Want to work the ROAS side instead? The breakeven ROAS calculator starts from the same margin, and the ad metrics calculator turns spend, clicks and conversions into your real CPA so you can compare it against the ceiling above. See the rest of the free paid-ads tools for the full set.
Frequently asked questions
What is max (target) CPA?+
Your max CPA is the most you can pay to acquire one customer before the sale stops being profitable. Your breakeven max CPA equals your gross profit per order — average order value × gross margin. Your target CPA is lower than that: it's what you can pay and still keep a chosen profit margin, calculated as AOV × (gross margin % − desired profit %).
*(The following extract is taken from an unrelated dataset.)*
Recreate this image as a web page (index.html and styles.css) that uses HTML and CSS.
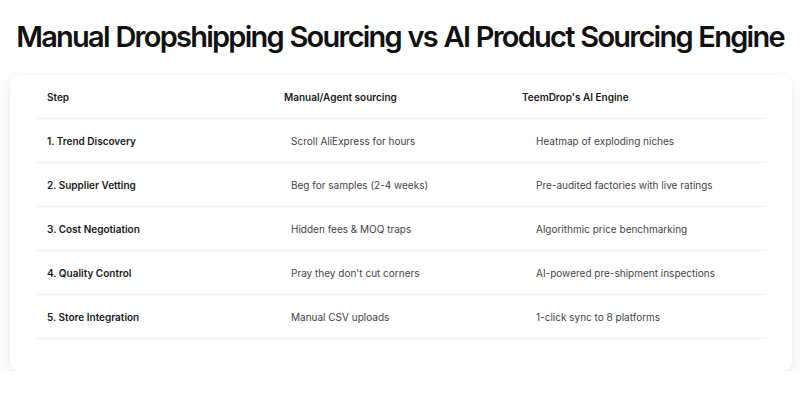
FILE: index.html
```html
<!DOCTYPE html>
<html>
<head>
<meta charset="utf-8">
<link rel="stylesheet" href="styles.css">
</head>
<body>
<h1 class="title">Manual Dropshipping Sourcing vs AI Product Sourcing Engine</h1>
<div class="card">
  <table class="cmp">
    <thead>
      <tr><th class="c1">Step</th><th class="c2">Manual/Agent sourcing</th><th class="c3">TeemDrop's AI Engine</th></tr>
    </thead>
    <tbody>
      <tr><td class="c1">1. Trend Discovery</td><td class="c2">Scroll AliExpress for hours</td><td class="c3">Heatmap of exploding niches</td></tr>
      <tr><td class="c1">2. Supplier Vetting</td><td class="c2">Beg for samples (2-4 weeks)</td><td class="c3">Pre-audited factories with live ratings</td></tr>
      <tr><td class="c1">3. Cost Negotiation</td><td class="c2">Hidden fees &amp; MOQ traps</td><td class="c3">Algorithmic price benchmarking</td></tr>
      <tr><td class="c1">4. Quality Control</td><td class="c2">Pray they don't cut corners</td><td class="c3">AI-powered pre-shipment inspections</td></tr>
      <tr><td class="c1">5. Store Integration</td><td class="c2">Manual CSV uploads</td><td class="c3">1-click sync to 8 platforms</td></tr>
    </tbody>
  </table>
</div>
</body>
</html>
```
FILE: styles.css
```css
* { box-sizing: border-box; }
html, body { margin: 0; padding: 0; background: #ffffff; }
body { font-family: "Inter", "Liberation Sans", sans-serif; color: #111; }
.title {
  margin: 0;
  padding-top: 19px;
  height: 75px;
  text-align: center;
  white-space: nowrap;
  font-size: 29px;
  font-weight: 600;
  letter-spacing: -1.75px;
  word-spacing: 1px;
  line-height: 36px;
  color: #111;
}
.card {
  margin: 0 8px 0 10px;
  width: 782px;
  background: #fff;
  border-radius: 9px;
  box-shadow: 0 8px 20px rgba(0,0,0,0.08), 0 0 4px rgba(0,0,0,0.04);
  padding: 0 26px 32px;
}
.cmp {
  width: 100%;
  border-collapse: collapse;
  table-layout: fixed;
  font-size: 10px;
}
.cmp th, .cmp td {
  text-align: left;
  border-bottom: 1px solid #eeeeee;
  padding: 2px 0 0 11px;
}
.cmp th { height: 43px; font-weight: 600; color: #1a1a1a; }
.cmp td { height: 44px; color: #444; }
.cmp td.c1 { font-weight: 600; color: #1a1a1a; }
.cmp .c1 { width: 237px; }
.cmp .c2 { width: 238px; }
.cmp td.c2 { padding-left: 18px; }
.cmp td.c3 { padding-left: 25px; }
```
How do you calculate max CPA from margin?+
Multiply your average order value by your gross margin percentage. A $80 order at 60% margin gives $48 of gross profit, so your breakeven max CPA is $48 — spend more than that to win the order and you lose money. To leave room for profit, subtract your desired profit margin first: at a 20% target profit, max CPA = $80 × (60% − 20%) = $32.
What's the difference between max CPA and breakeven ROAS?+
They're two views of the same break-even point. Max CPA is expressed in dollars per acquisition; breakeven ROAS is expressed as revenue per dollar of ad spend. Breakeven ROAS = 1 ÷ gross margin, so a 50% margin needs a 2.00× ROAS and lets you spend up to half of each order on acquisition. Use max CPA when you bid or budget per conversion, and ROAS when you set value-based bidding targets.
Where does close rate (max cost-per-lead) come in?+
If your conversion is a lead rather than a sale, not every lead becomes a customer. Multiply your breakeven max CPA by your lead-to-sale close rate to get the most you can pay per lead. At a $48 breakeven max CPA and a 25% close rate, your max cost-per-lead is $12 — beyond that you're paying for leads that never pay back.
Should I bid at my max CPA?+
No — max CPA is the ceiling, not the target. Bidding at breakeven leaves nothing for returns, attribution error, or profit. Use your target CPA (the one that bakes in a desired profit margin) as the bid, and treat the breakeven max CPA as the hard line you never cross.